The reason I say this is that the system requires electricity. To get it from the powergrid, you have to transport it to the track over many lengths of wire... meaning much of the energy created at a powerstation is lost (see the wonderful rule called the second law of thermodynamics to understand why).

So the lesson here is that just because the single process that the train uses may be efficient, the entire process of using the train and getting its source of power may not be.

I really don't want to do this, but the engineer in me is making me...

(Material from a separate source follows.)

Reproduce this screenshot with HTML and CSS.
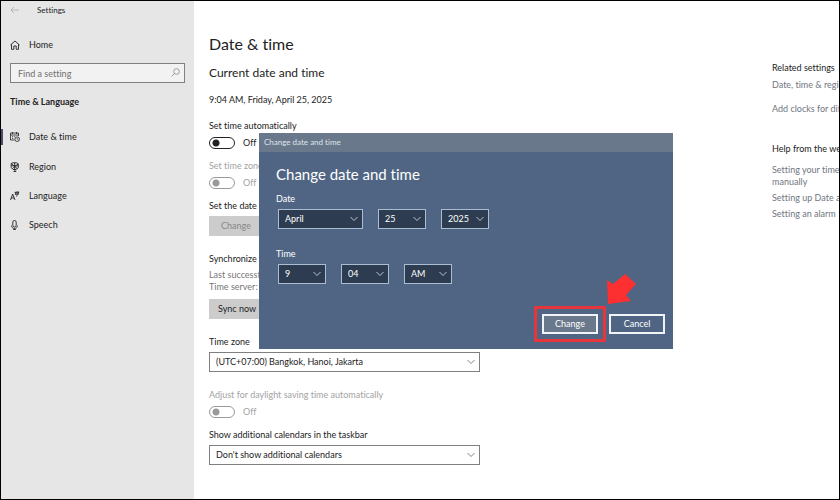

You stated that wire transporting the electricity from the powerstation is the cause of a significant loss of energy, when in fact it really isn't. True, some power loss is unavoidable, but power companies minimize this. P=IV is the equation for power where P is power (watts), I is current (Amps), V is Voltage and R is resistance (Ohms). Using Ohm's law (V=IR) you can substitute I*R into the original equation for V and get P=I^2*R for the total power loss. Minimizing current and resistance will lead to minimizing the power lost over the electrical wire. This minimization is done by raising the voltage to extremely high levels (20,000+ V) which will reduce the required current to power the same electrical load, which leads to lower guage wiring which in turn leads to minimizing resistance.

I have no idea what the overhead costs for building, maintaing, and the power requirements for such a system would be, but it would be interesting to look at it a bit deeper. Of course there is the question of whether or not it is truly "green" but I cannot answer that either. I'm sure one of the companies proposing such things has looked into it and I haven't had the time to research it enough.